Testing MOND in individual elliptical galaxies is far less advanced than in spiral galaxies. This is because a. it is difficult to find test particles that probe the field of an elliptical far from the center, where MOND effects are appreciable. b. even nearer the center, the probes we do find, such as stars, planetary nebulae, and globular clusters, move on unknown orbits, a factor that adds to the uncertainties. As explained above in connection with the coincidence eq. (2), strong gravitational lensing, which is free of the second limitation, probes only the high-acceleration region, where MOND effects are small. All these had led to ambiguous and conflicting claims on whether MOND does explain completely the mass discrepancies in the near vicinity of ellipticals, or still leaves a small discrepancy (Milgrom & Sanders, 2003, Chen & Zhao, 2006; Ferreras, Sakellariadou, & Yusaf, 2008; Chiu, Tian, & Ko, 2008; Sanders & Land, 2008; Weijmans, et al., 2008; Chiu, et al., 2011; Ferreras, et al., 2012; Schuberth, et al., 2012). More recent, extensive studies using stellar dynamics (Tortora, et al., 2014; Durazo, et al., 2018), strong gravitational lensing (Sanders, 2014), and planetary nebulae as probes (Tian & Ko, 2016) find MOND to be consistent with the observed dynamics of ellipticals with reasonable mass-to-light ratios .

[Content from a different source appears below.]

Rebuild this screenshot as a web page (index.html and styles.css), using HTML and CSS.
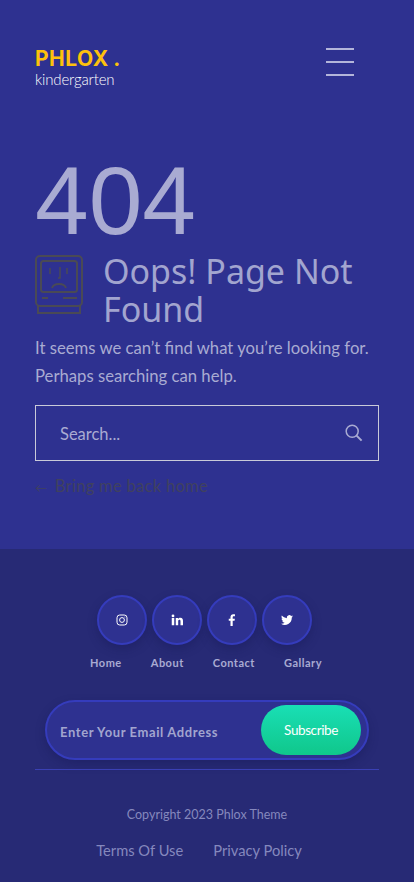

It has also become possible to test MOND in ellipticals in ways that are free of the above limitations; i.e., probing the dynamics to very large radii (thus, to very small accelerations), with probes of well understood motions. The first analysis applied to two rare, individual cases of isolated ellipticals (Milgrom, 2012a) that are enshrouded by spherical clouds of hot, x-ray emitting gas. Assuming, plausibly, that these are in hydrostatic equilibrium enables measurements of the acceleration field around these ellipticals (Humphrey, et al., 2011; Humphrey, et al., 2012), to radii as large as \(100\) and \(200 {\rm kpc}\), with acceleration span from more than \(10 a_0\) near the center, down to about \(0.1 a_0\). For both ellipticals, good agreement with the MOND predictions [eq. (3) for spherical systems] have been found. One of the two cases is shown in Figure 10.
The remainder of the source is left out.